3/8  Bren - 2540 (Zone:10 - Warm Temperate) Monday, 22 March 2021

I picked up Brilliantaisia at a market. It certainly lives up to its name. But I have always believed it preferred shade! I'll try it in a sunnier position.


4/8  Terry - 2072 (Zone:10 - Warm Temperate) Monday, 22 March 2021

Hi Deirdre, I agree that Brillantasia is a great plant. Mine was growing so vigorously in full sun that I feared it would take over, so I dug it up and moved it to my 'rainforest' area where it continues to grow, and flower, in full shade. I purchased mine from the Botanic Gardens Growing Friends plant stall (under the name 'Brilliantasia Nitens').


5/8  Anne - 2518 (Zone:10 - Warm Temperate) Monday, 22 March 2021

have had Brillantaisia for some time. Love the colour. I also have the white version of leonotis.
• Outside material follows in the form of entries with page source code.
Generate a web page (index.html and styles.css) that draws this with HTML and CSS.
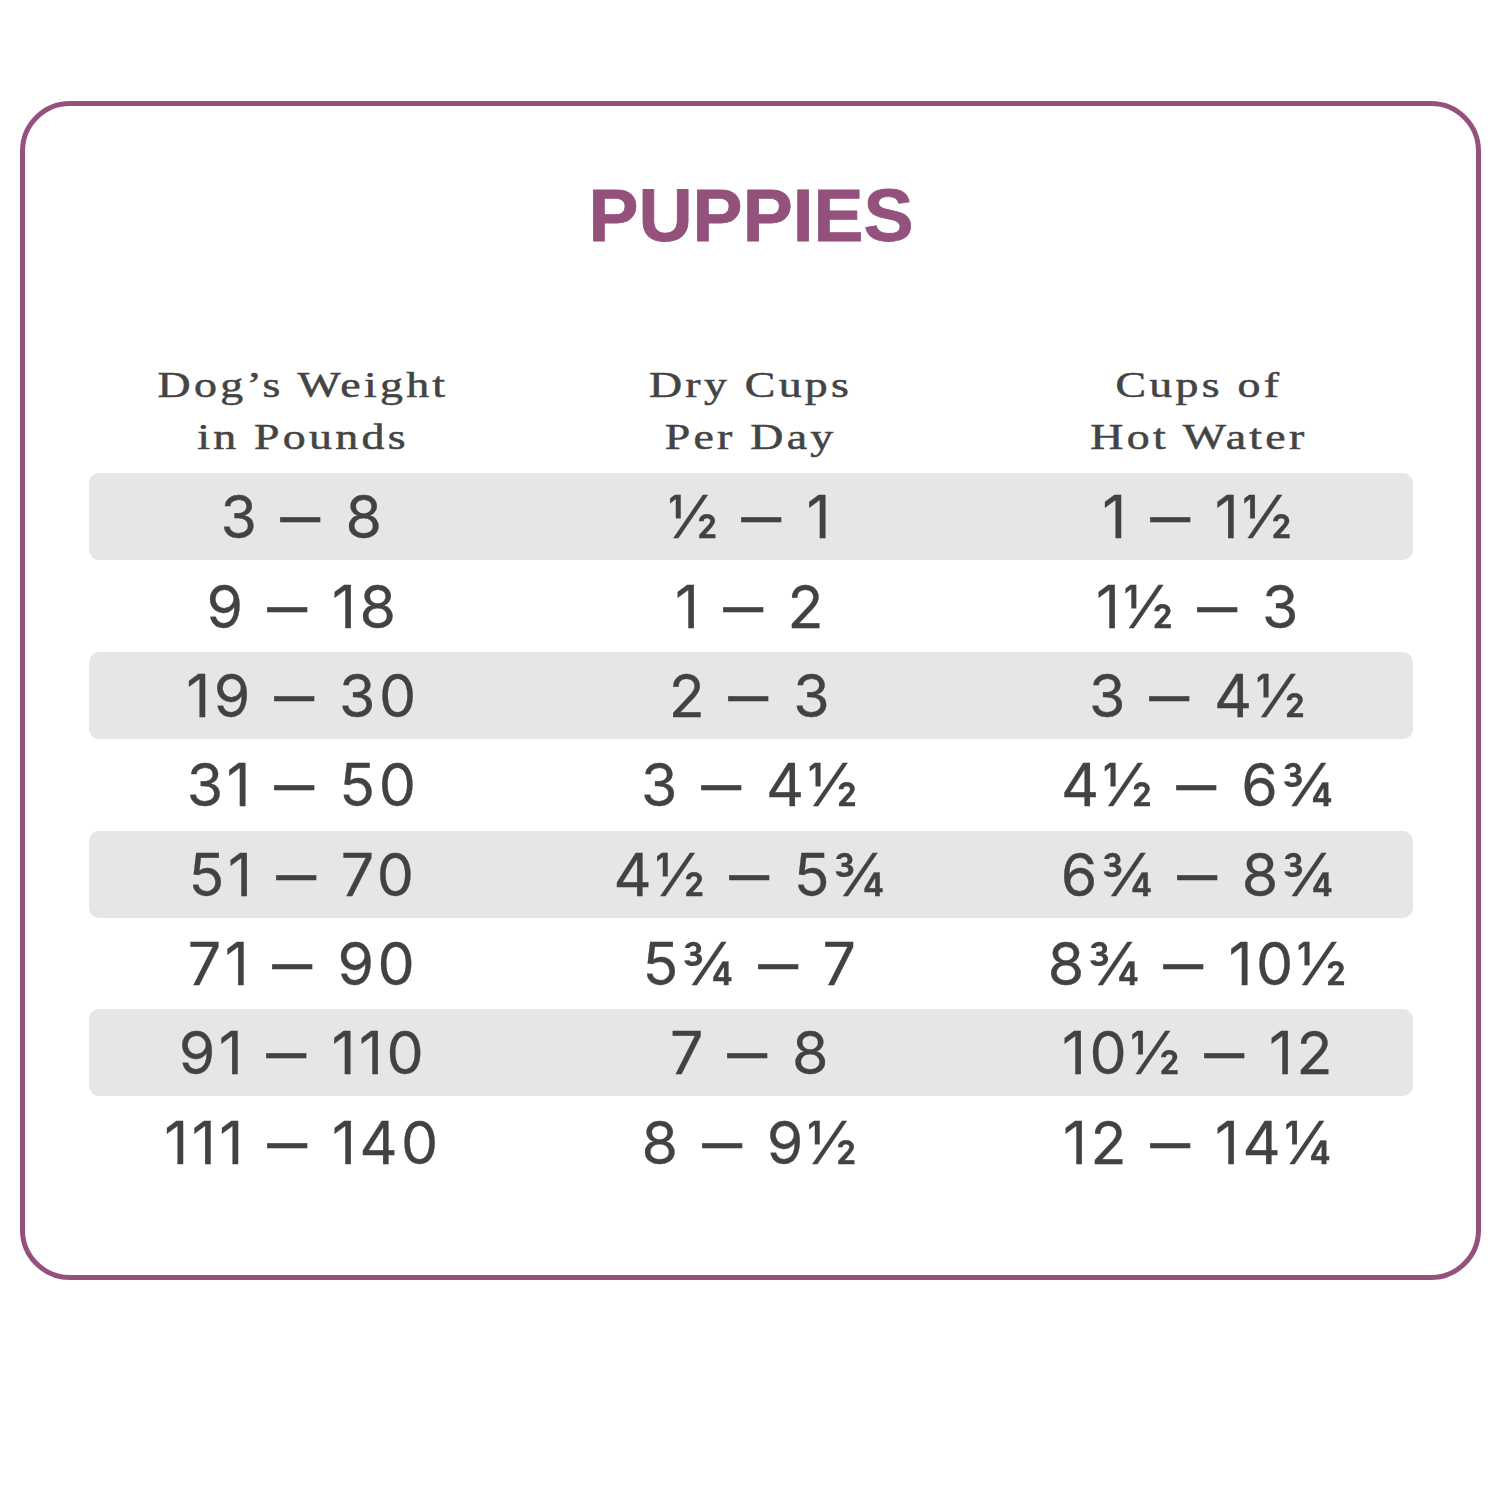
FILE: index.html
```html
<!DOCTYPE html>
<html lang="en">
<head>
<meta charset="utf-8">
<title>Puppies feeding chart</title>
<link rel="stylesheet" href="styles.css">
</head>
<body>
<section class="card">
  <h1 class="title">PUPPIES</h1>
  <div class="table">
    <div class="head">
      <div class="th"><span class="thx">Dog’s Weight<br>in Pounds</span></div>
      <div class="th"><span class="thx">Dry Cups<br>Per Day</span></div>
      <div class="th"><span class="thx">Cups of<br>Hot Water</span></div>
    </div>
    <div class="row shade"><div class="td">3 <span class="dash">–</span> 8</div><div class="td">½ <span class="dash">–</span> 1</div><div class="td">1 <span class="dash">–</span> 1½</div></div>
    <div class="row"><div class="td">9 <span class="dash">–</span> 18</div><div class="td">1 <span class="dash">–</span> 2</div><div class="td">1½ <span class="dash">–</span> 3</div></div>
    <div class="row shade"><div class="td">19 <span class="dash">–</span> 30</div><div class="td">2 <span class="dash">–</span> 3</div><div class="td">3 <span class="dash">–</span> 4½</div></div>
    <div class="row"><div class="td">31 <span class="dash">–</span> 50</div><div class="td">3 <span class="dash">–</span> 4½</div><div class="td">4½ <span class="dash">–</span> 6¾</div></div>
    <div class="row shade"><div class="td">51 <span class="dash">–</span> 70</div><div class="td">4½ <span class="dash">–</span> 5¾</div><div class="td">6¾ <span class="dash">–</span> 8¾</div></div>
    <div class="row"><div class="td">71 <span class="dash">–</span> 90</div><div class="td">5¾ <span class="dash">–</span> 7</div><div class="td">8¾ <span class="dash">–</span> 10½</div></div>
    <div class="row shade"><div class="td">91 <span class="dash">–</span> 110</div><div class="td">7 <span class="dash">–</span> 8</div><div class="td">10½ <span class="dash">–</span> 12</div></div>
    <div class="row"><div class="td">111 <span class="dash">–</span> 140</div><div class="td">8 <span class="dash">–</span> 9½</div><div class="td">12 <span class="dash">–</span> 14¼</div></div>
  </div>
</section>
</body>
</html>
```

FILE: styles.css
```css
* { box-sizing: border-box; }
html, body { margin: 0; padding: 0; background: #ffffff; }
body { width: 1500px; height: 1500px; }

.card {
  margin: 101px 19px 0 20px;
  height: 1179px;
  border: 5px solid #93517c;
  border-radius: 50px;
  padding: 72px 63px 0 64px;
  display: flex;
  flex-direction: column;
}

.title {
  margin: 0;
  text-align: center;
  font-family: "Liberation Sans", Arial, sans-serif;
  font-weight: 700;
  font-size: 75px;
  line-height: 75px;
  color: #93517c;
  -webkit-text-stroke: 0.8px #93517c;
}

.table {
  margin-top: 107px;
  display: flex;
  flex-direction: column;
  gap: 2.33px;
}

.head, .row {
  display: grid;
  grid-template-columns: 428px 468px 428px;
}

.head { margin-bottom: 7px; }

.th {
  text-align: center;
  font-family: "Liberation Serif", "Times New Roman", serif;
  font-size: 35px;
  line-height: 52px;
  color: #444444;
}
.thx {
  display: inline-block;
  letter-spacing: 2.5px;
  transform: scaleX(1.31);
  -webkit-text-stroke: 0.5px #444444;
}

.row {
  height: 87px;
  border-radius: 10px;
}
.row.shade { background: #e6e6e6; }

.td {
  text-align: center;
  font-family: "Inter", "Open Sans", sans-serif;
  font-size: 59px;
  line-height: 87px;
  letter-spacing: 3.5px;
  word-spacing: 0;
  color: #424242;
  -webkit-text-stroke: 0.3px #424242;
}
.dash {
  display: inline-block;
  margin: 0 6px;
  transform: scaleX(1.35);
}
```
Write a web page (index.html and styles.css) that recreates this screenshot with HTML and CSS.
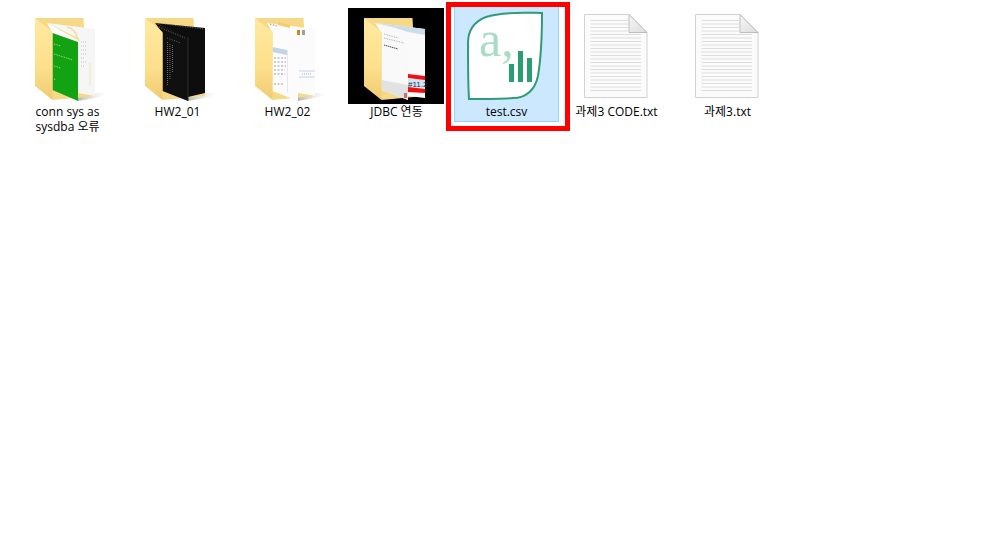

Funny I had trouble remembering the name Brillantaisia and have its name on a yellow sticky inside my front door!!! Hope you and garden are surviving the rain. Not too bad in my part of the Illawarra


6/8  Sue t. - 2566 (Zone:10 - Warm Temperate) Monday, 22 March 2021

Ive tried Agastache several times and they struggle for a while but never look healthy. My soil is probably not as heavy as yours. Be careful where you plant the orange Leonotus. Mine was enormous and hard to dig out.


7/8  Maureen - 2118 (Zone:10 - Warm Temperate) Monday, 22 March 2021

Another great and inspiring read. Love the Brillantaisia which has been much shared.


8/8  Kerrie - 2104 (Zone:10 - Warm Temperate) Monday, 22 March 2021

I got my Brillantaisia from the Growing Friends nursery at the Sydney Botanic Gardens. Just love it! Lepechinia & Leonotis I got from the Plant Collectors Fair so they are out there.